Web page code records

--------------------------------

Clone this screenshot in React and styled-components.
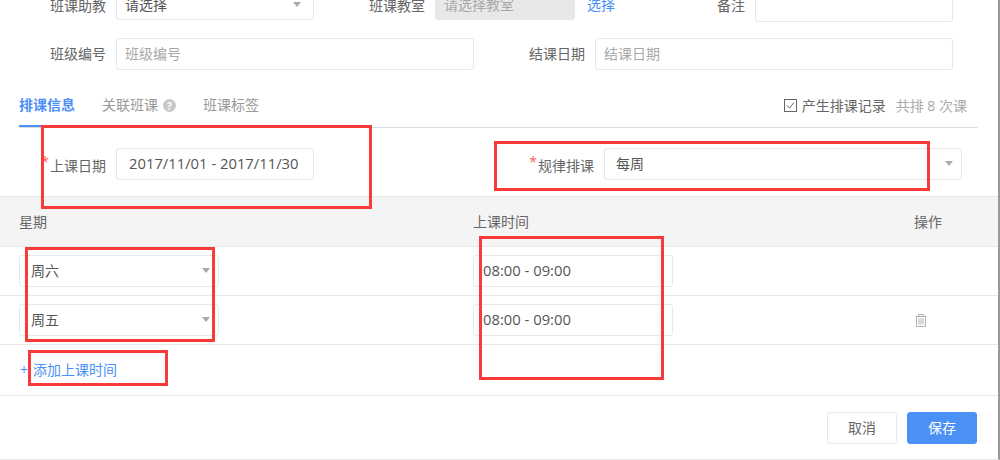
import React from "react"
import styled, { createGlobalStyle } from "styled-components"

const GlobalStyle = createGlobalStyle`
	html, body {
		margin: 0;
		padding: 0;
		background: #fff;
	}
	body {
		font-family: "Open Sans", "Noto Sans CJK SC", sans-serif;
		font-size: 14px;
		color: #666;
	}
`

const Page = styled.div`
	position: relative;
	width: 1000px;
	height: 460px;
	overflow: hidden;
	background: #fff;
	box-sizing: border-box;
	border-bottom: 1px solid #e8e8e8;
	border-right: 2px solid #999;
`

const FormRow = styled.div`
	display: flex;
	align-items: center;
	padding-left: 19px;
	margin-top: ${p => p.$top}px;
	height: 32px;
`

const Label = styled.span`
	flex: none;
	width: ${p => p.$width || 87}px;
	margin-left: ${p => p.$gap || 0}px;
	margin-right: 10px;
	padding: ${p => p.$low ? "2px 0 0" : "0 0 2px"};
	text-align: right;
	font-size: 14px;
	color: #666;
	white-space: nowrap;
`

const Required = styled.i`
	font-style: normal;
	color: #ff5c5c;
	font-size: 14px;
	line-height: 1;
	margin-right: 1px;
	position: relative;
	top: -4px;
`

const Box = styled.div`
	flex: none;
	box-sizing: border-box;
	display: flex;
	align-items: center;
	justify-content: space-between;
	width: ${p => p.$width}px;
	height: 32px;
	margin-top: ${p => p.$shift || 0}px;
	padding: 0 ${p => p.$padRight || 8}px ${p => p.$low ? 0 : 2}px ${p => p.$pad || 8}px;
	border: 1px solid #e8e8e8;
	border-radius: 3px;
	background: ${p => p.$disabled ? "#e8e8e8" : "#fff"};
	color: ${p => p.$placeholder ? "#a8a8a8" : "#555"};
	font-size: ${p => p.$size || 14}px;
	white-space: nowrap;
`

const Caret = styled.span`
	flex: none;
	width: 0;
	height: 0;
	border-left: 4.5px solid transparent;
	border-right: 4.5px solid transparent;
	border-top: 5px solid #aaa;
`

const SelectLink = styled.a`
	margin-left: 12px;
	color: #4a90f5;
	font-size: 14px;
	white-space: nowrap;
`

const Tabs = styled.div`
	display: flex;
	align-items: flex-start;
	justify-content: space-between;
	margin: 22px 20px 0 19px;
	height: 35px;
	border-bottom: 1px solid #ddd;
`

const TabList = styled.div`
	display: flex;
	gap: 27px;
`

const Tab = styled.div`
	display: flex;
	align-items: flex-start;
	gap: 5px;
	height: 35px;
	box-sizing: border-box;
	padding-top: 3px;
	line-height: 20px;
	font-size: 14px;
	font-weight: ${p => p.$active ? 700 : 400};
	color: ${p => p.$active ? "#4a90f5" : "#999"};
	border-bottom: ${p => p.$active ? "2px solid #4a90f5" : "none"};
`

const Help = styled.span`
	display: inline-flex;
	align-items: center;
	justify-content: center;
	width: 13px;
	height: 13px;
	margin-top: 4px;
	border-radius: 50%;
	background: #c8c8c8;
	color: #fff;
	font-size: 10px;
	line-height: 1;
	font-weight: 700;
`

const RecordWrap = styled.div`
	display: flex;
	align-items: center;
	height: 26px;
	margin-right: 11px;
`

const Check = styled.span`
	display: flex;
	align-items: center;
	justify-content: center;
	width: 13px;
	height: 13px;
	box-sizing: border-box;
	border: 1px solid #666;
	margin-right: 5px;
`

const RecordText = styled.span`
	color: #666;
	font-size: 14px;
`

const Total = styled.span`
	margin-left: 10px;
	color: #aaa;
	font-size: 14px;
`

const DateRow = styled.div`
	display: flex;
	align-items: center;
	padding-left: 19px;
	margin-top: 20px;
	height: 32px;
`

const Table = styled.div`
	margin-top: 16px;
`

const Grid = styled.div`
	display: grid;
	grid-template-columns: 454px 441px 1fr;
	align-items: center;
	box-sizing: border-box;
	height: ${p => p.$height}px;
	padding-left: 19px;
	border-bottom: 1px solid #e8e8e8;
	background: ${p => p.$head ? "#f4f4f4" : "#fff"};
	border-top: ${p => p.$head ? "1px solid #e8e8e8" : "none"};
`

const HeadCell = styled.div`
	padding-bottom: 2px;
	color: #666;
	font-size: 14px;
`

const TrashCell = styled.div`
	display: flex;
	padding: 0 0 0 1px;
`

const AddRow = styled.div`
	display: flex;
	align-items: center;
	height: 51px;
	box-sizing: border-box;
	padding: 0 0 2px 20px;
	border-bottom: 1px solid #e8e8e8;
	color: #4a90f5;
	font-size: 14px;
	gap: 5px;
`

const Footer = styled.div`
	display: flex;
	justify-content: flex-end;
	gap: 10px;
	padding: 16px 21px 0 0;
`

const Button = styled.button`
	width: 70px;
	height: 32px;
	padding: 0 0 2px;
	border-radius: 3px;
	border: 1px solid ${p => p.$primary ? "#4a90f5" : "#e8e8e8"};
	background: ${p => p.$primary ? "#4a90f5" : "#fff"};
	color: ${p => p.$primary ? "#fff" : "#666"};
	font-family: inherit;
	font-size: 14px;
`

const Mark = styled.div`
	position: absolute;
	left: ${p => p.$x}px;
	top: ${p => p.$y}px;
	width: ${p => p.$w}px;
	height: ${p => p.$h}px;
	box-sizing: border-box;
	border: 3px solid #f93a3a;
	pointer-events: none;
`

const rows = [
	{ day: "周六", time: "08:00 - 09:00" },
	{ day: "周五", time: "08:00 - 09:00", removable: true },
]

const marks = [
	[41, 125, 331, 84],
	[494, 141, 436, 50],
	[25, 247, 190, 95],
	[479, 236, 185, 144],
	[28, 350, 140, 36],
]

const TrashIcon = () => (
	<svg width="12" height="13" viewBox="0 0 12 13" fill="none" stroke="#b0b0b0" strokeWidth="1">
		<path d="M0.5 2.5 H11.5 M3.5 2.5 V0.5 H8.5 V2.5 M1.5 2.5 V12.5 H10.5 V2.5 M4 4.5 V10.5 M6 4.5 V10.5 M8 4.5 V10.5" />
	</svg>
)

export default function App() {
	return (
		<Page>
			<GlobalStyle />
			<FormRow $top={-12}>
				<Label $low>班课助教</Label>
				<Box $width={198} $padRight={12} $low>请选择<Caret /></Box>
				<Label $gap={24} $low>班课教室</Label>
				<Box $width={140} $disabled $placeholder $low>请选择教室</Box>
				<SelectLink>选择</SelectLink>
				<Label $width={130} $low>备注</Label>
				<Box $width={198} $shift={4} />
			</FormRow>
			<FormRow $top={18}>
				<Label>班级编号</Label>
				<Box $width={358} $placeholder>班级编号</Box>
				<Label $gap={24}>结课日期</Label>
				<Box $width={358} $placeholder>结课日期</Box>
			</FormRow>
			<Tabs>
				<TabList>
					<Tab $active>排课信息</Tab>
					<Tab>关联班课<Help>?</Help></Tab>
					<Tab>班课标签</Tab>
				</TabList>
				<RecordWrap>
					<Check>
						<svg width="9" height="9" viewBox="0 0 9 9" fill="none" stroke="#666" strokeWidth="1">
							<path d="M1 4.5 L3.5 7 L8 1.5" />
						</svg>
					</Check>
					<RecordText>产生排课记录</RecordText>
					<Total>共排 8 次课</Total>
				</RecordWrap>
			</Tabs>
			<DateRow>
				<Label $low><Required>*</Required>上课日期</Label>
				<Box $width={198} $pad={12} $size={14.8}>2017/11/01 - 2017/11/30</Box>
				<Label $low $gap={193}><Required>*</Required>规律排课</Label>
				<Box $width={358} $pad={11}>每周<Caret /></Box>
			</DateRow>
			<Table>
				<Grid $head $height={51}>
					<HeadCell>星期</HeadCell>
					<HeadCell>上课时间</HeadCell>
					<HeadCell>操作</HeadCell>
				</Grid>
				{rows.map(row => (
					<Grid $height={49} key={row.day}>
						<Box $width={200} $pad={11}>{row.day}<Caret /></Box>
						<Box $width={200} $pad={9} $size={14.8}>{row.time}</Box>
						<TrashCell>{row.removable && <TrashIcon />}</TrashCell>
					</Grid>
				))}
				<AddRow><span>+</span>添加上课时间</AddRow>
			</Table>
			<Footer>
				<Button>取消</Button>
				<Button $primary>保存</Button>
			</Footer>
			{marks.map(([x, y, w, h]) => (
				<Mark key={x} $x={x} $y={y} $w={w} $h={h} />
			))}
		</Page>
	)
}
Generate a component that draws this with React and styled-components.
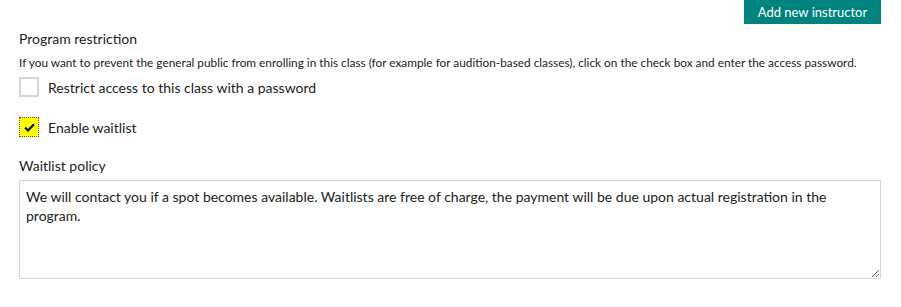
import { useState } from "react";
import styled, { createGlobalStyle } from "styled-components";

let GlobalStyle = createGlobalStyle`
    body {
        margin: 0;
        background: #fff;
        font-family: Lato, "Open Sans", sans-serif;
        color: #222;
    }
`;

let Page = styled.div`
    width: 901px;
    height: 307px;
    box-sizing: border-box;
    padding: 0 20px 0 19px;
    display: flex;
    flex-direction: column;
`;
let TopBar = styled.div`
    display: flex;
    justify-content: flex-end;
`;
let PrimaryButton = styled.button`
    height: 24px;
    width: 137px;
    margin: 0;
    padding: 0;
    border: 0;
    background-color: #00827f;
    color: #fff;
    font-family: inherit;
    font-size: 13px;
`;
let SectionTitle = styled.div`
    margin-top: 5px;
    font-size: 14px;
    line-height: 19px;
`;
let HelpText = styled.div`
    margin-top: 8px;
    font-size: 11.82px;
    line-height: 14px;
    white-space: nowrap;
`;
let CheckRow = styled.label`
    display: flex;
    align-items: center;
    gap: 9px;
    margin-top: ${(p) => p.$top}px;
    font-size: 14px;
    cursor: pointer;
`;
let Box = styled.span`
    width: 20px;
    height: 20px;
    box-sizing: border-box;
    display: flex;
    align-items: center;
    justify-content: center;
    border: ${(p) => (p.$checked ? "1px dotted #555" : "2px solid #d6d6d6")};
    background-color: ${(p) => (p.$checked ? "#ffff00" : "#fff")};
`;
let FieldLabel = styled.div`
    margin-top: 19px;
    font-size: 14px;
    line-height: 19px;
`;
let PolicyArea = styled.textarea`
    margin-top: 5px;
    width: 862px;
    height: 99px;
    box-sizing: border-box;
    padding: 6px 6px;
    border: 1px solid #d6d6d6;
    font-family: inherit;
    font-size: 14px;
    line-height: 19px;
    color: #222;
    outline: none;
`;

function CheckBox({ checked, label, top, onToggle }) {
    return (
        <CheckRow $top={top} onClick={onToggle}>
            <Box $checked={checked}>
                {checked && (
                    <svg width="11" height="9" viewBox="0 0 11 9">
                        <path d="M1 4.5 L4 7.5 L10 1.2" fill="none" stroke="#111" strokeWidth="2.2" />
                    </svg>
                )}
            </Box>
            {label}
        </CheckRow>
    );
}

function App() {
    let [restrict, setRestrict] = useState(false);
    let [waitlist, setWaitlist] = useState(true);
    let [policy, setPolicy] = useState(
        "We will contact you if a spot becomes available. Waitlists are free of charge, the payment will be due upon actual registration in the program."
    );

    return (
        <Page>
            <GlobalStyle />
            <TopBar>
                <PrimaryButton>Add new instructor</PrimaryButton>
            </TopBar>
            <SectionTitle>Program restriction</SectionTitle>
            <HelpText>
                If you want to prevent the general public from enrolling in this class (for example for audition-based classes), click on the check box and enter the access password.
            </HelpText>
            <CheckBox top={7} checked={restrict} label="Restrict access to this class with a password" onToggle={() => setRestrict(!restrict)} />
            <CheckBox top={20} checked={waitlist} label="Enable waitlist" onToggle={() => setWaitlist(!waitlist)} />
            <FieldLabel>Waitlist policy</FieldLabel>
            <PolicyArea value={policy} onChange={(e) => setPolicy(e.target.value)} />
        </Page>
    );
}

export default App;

--------------------------------

• [What the task requires]:
Check each line above for the word "this", and copy the lines where it appears.

• [Reply to the task]:
Clone this screenshot in React and styled-components.
Generate a component that draws this with React and styled-components.
                If you want to prevent the general public from enrolling in this class (for example for audition-based classes), click on the check box and enter the access password.
            <CheckBox top={7} checked={restrict} label="Restrict access to this class with a password" onToggle={() => setRestrict(!restrict)} />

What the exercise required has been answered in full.